Exergue n° 175

 

 

 

 

Pour moi qui vis avec ma mort depuis mon enfance, je sais que l’amour et sa sœur cadette la bonté sont les seules importances. Mais comment le faire croire à mes frères humains ? Jamais ils ne le croiront en vérité, et je suis resté le naïf de mes dix ans. Mais je dois leur dire ce que je sais et advienne que pourra de ma folie. O vous, frères humains, connaissez la joie de ne pas haïr. Ainsi dis-je avec un sourire, dis-je en mon vieil âge, ainsi au seuil de ma mort.

Albert Cohen, Ô vous, frères humains, Gallimard, 1972, p. 22

 
 

 

Hélène Merlin-Kajman

01/12/2018

 

 

Jamais ils ne le croiront en vérité : et moi, pas davantage…

Pourtant ce texte, en sa vérité, m’atteint. Je ne le prends pas à la lettre : mais, après une seconde d’hésitation et de trouble, je m’élance à sa suite, m’engage à ses côtés. C’est à l’appel que je réponds, à la main qui m’est tendue en dépit de tout, à ce cri bientôt grinçant qui porte la singularité traumatique d’un événement (l’insulte antisémite subie seul au milieu de tous, qui en 1905 a sans rémission arraché brutalement l’enfant au monde harmonieux et bon dans lequel il croyait vivre) non seulement pour en faire la figure annonciatrice du génocide nazi, mais encore pour le renverser en un signal fraternel valant pour l’humanité entière. En maintenant intensément vivante « la naïveté de ses dix ans », l’écriture frôle la niaiserie avec un courage qui me confond. Quelqu’un est là, intensément là, ayant la force d’écrire transi, encore transi d’effroi et de désespoir comme l’enfant qu’il fut, déjà transi par l’agonie, et entre les deux jetant cet appel ardent comme en réponse à l’urgence d’un appel au secours que seul il aurait entendu…
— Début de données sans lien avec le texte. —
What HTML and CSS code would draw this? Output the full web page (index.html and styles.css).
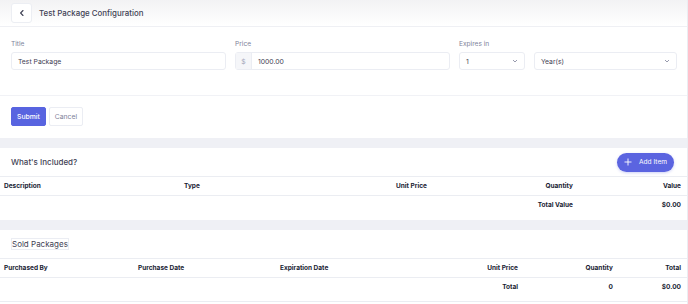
FILE: index.html
```html
<!DOCTYPE html>
<html>
<head>
<meta charset="utf-8">
<link rel="stylesheet" href="styles.css">
</head>
<body>
<div class="page">
  <header class="topbar">
    <button class="back"><svg width="8" height="8" viewBox="0 0 8 8"><path d="M5 1.5 L2.6 4 L5 6.5" fill="none" stroke="#3f4254" stroke-width="1.1" stroke-linecap="round" stroke-linejoin="round"/></svg></button>
    <span class="page-title">Test Package Configuration</span>
  </header>

  <section class="form">
    <div class="field">
      <label class="label">Title</label>
      <div class="input">Test Package</div>
    </div>
    <div class="field">
      <label class="label">Price</label>
      <div class="input group"><span class="addon">$</span><span class="gval">1000.00</span></div>
    </div>
    <div class="field">
      <label class="label">Expires in</label>
      <div class="input select"><span>1</span><svg width="6" height="4" viewBox="0 0 6 4"><path d="M1 1 L3 3 L5 1" fill="none" stroke="#7e8299" stroke-width="0.8"/></svg></div>
    </div>
    <div class="field">
      <label class="label">&nbsp;</label>
      <div class="input select"><span>Year(s)</span><svg width="6" height="4" viewBox="0 0 6 4"><path d="M1 1 L3 3 L5 1" fill="none" stroke="#7e8299" stroke-width="0.8"/></svg></div>
    </div>
  </section>

  <section class="actions">
    <button class="btn primary">Submit</button>
    <button class="btn light">Cancel</button>
  </section>

  <div class="band"></div>

  <section class="card">
    <div class="card-head">
      <h2 class="card-title">What's Included?</h2>
      <button class="add"><svg width="8" height="8" viewBox="0 0 8 8"><path d="M4 0.5 V7.5 M0.5 4 H7.5" stroke="#fff" stroke-width="0.9"/></svg>Add Item</button>
    </div>
    <div class="trow thead inc">
      <span>Description</span><span>Type</span><span>Unit Price</span><span class="r">Quantity</span><span class="r">Value</span>
    </div>
    <div class="trow tfoot inc">
      <span></span><span></span><span></span><span class="r">Total Value</span><span class="r">$0.00</span>
    </div>
  </section>

  <div class="band"></div>

  <section class="card last">
    <div class="card-head">
      <h2 class="card-title light">Sold Packages</h2>
    </div>
    <div class="trow thead sold">
      <span>Purchased By</span><span>Purchase Date</span><span>Expiration Date</span><span class="r">Unit Price</span><span class="r">Quantity</span><span class="r">Total</span>
    </div>
    <div class="trow tfoot sold">
      <span></span><span></span><span></span><span class="r">Total</span><span class="r">0</span><span class="r">$0.00</span>
    </div>
  </section>
</div>
</body>
</html>
```
FILE: styles.css
```css
* { box-sizing: border-box; margin: 0; padding: 0; }
html, body { background: #fff; }
body {
  font-family: "Inter", "Noto Sans", sans-serif;
  color: #3f4254;
  width: 688px;
  height: 304px;
  overflow: hidden;
}
.page { border-right: 1px solid #ebedf2; min-height: 304px; }

.topbar {
  height: 27px;
  display: flex;
  align-items: center;
  gap: 7px;
  padding-left: 11px;
  padding-bottom: 1px;
  background: linear-gradient(#f2f2f4, #ffffff);
  border-bottom: 1px solid #eff0f4;
}
.back {
  width: 21px; height: 20px;
  background: #fff;
  border: 1px solid #eceef3;
  border-radius: 3px;
  display: flex; align-items: center; justify-content: center;
}
.page-title { font-size: 7.9px; font-weight: 500; color: #3f4254; }

.form {
  display: grid;
  grid-template-columns: 215px 215px 66px 143px;
  column-gap: 9px;
  padding: 13px 11px 25px;
  border-bottom: 1px solid #f1f2f6;
}
.label { display: block; font-size: 6.6px; color: #7e8299; height: 12px; line-height: 8px; }
.input {
  height: 18px;
  border: 1px solid #ebedf3;
  border-radius: 3px;
  font-size: 6.8px;
  color: #3f4254;
  display: flex;
  align-items: center;
  padding: 0 6px;
}
.group { padding: 0; }
.addon {
  width: 16px; height: 100%;
  background: #f5f6f9;
  border-right: 1px solid #ebedf3;
  color: #a1a5b7;
  display: flex; align-items: center; justify-content: center;
}
.gval { padding-left: 6px; }
.select { justify-content: space-between; padding-right: 6px; }

.actions {
  display: flex;
  gap: 3px;
  padding: 11px 11px 12px;
}
.btn {
  height: 19px;
  font-family: inherit;
  font-size: 6.8px;
  font-weight: 500;
  border-radius: 2px;
  padding: 0 5px;
}
.primary { background: #5864e0; color: #fff; border: 1px solid #5864e0; }
.light { background: #fff; color: #7e8299; border: 1px solid #ebedf3; font-weight: 400; }

.band { height: 10px; background: #eff0f5; }

.card-head {
  height: 29px;
  display: flex;
  align-items: center;
  justify-content: space-between;
  padding: 0 13px 0 11px;
  border-bottom: 1px solid #ebedf2;
}
.card-title { font-size: 8px; font-weight: 500; color: #3f4254; }
.card-title.light { font-weight: 400; }
.add {
  height: 19px;
  display: flex; align-items: center; gap: 7px;
  padding: 0 7px;
  border: none;
  border-radius: 10px;
  background: #5b64e0;
  color: #fff;
  font-family: inherit;
  font-size: 6.6px;
  box-shadow: 0 1px 3px rgba(91,100,224,0.3);
}

.trow {
  display: grid;
  align-items: center;
  padding: 0 6px 0 4px;
  font-size: 6.5px;
  font-weight: 700;
  color: #181c32;
}
.trow .r { text-align: right; }
.inc { grid-template-columns: 180px 212px 100px 77px 1fr; }
.sold { grid-template-columns: 134px 142px 100px 138px 95px 1fr; }
.thead { height: 19px; border-bottom: 1px solid #ebedf2; }
.tfoot { height: 18px; }
.card { padding-bottom: 6px; }
.card.last { padding-bottom: 5px; border-bottom: 1px solid #ebedf2; }
```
Face à ce lieu commun simple jusqu’à l’absurde (« je sais que l’amour et sa sœur cadette la bonté sont les seules importances »), l’exigence du combat politique se suspend et trouve là en quelque sorte sa limite. Il y a dans cette phrase quelque chose qui fait écho pour moi aux tableaux et aux vidéos d’Henri Ekman : une exposition extrême à ce que chacun de nous, au quotidien, fuit. Ce geste, parce qu’il se situe à un plan de radicalité que la politique se doit en un sens de rater ou d’ignorer, lui confère en retour à la fois sa relativité, et au contraire le plan de nécessité grâce auquel elle pourrait ne jamais devenir totalitaire : tous mortels, même les ennemis, même les salauds – alors, la bonté et l’amour, pourquoi pas ?

Geste transitionnel – du moins c’est là, à côté de sens plus joyeux, l’un des sens que je donne à ce mot : se laisser transir par ce désir du partage, simplement parce que l’espoir en est moins insensé que les forces dévastatrices qui n’arrêtent pas d’en pulvériser l’élan.